What the task asks: Exclude the pictures, then repeat the remaining data exactly.

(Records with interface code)

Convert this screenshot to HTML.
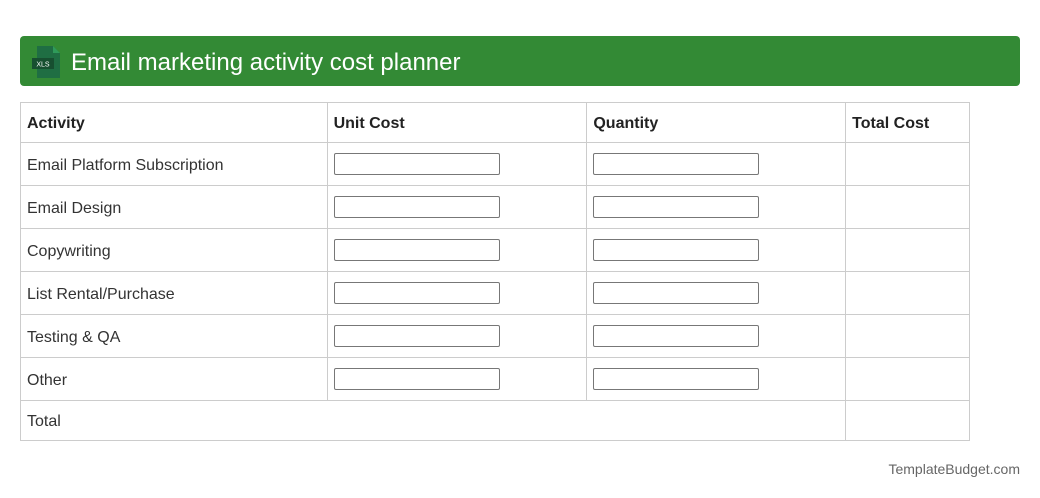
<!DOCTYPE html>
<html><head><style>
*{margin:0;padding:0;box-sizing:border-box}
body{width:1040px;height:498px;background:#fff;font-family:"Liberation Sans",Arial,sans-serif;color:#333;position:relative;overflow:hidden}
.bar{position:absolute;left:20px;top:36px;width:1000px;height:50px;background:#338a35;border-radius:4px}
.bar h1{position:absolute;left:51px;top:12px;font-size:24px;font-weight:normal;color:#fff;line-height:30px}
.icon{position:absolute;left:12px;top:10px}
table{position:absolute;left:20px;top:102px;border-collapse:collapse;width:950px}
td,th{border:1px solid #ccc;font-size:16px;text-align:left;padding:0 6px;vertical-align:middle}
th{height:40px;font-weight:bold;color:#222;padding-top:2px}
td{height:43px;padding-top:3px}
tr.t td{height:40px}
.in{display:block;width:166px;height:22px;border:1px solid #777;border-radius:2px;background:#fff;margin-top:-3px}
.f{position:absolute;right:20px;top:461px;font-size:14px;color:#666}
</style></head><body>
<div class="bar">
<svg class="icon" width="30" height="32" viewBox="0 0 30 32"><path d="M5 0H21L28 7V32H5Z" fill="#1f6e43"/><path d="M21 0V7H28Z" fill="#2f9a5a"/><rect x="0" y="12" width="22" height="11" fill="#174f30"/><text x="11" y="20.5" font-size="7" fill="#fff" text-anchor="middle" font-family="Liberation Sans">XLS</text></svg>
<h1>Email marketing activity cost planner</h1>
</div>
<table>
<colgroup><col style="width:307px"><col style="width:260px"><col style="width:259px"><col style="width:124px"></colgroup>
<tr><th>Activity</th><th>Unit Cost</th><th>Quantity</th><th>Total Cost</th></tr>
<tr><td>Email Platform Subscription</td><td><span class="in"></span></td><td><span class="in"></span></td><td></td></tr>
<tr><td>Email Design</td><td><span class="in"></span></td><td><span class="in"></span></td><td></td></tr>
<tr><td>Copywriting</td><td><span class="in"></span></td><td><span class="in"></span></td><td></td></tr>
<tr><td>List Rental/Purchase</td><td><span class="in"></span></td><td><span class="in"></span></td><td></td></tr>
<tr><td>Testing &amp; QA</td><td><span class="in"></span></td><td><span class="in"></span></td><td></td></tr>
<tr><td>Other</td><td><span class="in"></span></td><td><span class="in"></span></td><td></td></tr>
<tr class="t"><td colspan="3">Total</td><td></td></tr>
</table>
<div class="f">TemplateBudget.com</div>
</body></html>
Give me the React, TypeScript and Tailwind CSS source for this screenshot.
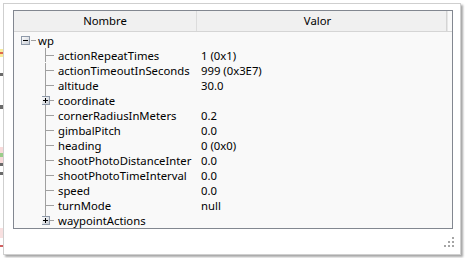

Answer for the task:
Convert this screenshot to HTML.
<!DOCTYPE html>
<html><head><style>
*{margin:0;padding:0;box-sizing:border-box}
body{width:1040px;height:498px;background:#fff;font-family:"Liberation Sans",Arial,sans-serif;color:#333;position:relative;overflow:hidden}
.bar{position:absolute;left:20px;top:36px;width:1000px;height:50px;background:#338a35;border-radius:4px}
.bar h1{position:absolute;left:51px;top:12px;font-size:24px;font-weight:normal;color:#fff;line-height:30px}
.icon{position:absolute;left:12px;top:10px}
table{position:absolute;left:20px;top:102px;border-collapse:collapse;width:950px}
td,th{border:1px solid #ccc;font-size:16px;text-align:left;padding:0 6px;vertical-align:middle}
th{height:40px;font-weight:bold;color:#222;padding-top:2px}
td{height:43px;padding-top:3px}
tr.t td{height:40px}
.in{display:block;width:166px;height:22px;border:1px solid #777;border-radius:2px;background:#fff;margin-top:-3px}
.f{position:absolute;right:20px;top:461px;font-size:14px;color:#666}
</style></head><body>
<div class="bar">
<svg class="icon" width="30" height="32" viewBox="0 0 30 32"><path d="M5 0H21L28 7V32H5Z" fill="#1f6e43"/><path d="M21 0V7H28Z" fill="#2f9a5a"/><rect x="0" y="12" width="22" height="11" fill="#174f30"/><text x="11" y="20.5" font-size="7" fill="#fff" text-anchor="middle" font-family="Liberation Sans">XLS</text></svg>
<h1>Email marketing activity cost planner</h1>
</div>
<table>
<colgroup><col style="width:307px"><col style="width:260px"><col style="width:259px"><col style="width:124px"></colgroup>
<tr><th>Activity</th><th>Unit Cost</th><th>Quantity</th><th>Total Cost</th></tr>
<tr><td>Email Platform Subscription</td><td><span class="in"></span></td><td><span class="in"></span></td><td></td></tr>
<tr><td>Email Design</td><td><span class="in"></span></td><td><span class="in"></span></td><td></td></tr>
<tr><td>Copywriting</td><td><span class="in"></span></td><td><span class="in"></span></td><td></td></tr>
<tr><td>List Rental/Purchase</td><td><span class="in"></span></td><td><span class="in"></span></td><td></td></tr>
<tr><td>Testing &amp; QA</td><td><span class="in"></span></td><td><span class="in"></span></td><td></td></tr>
<tr><td>Other</td><td><span class="in"></span></td><td><span class="in"></span></td><td></td></tr>
<tr class="t"><td colspan="3">Total</td><td></td></tr>
</table>
<div class="f">TemplateBudget.com</div>
</body></html>
Give me the React, TypeScript and Tailwind CSS source for this screenshot.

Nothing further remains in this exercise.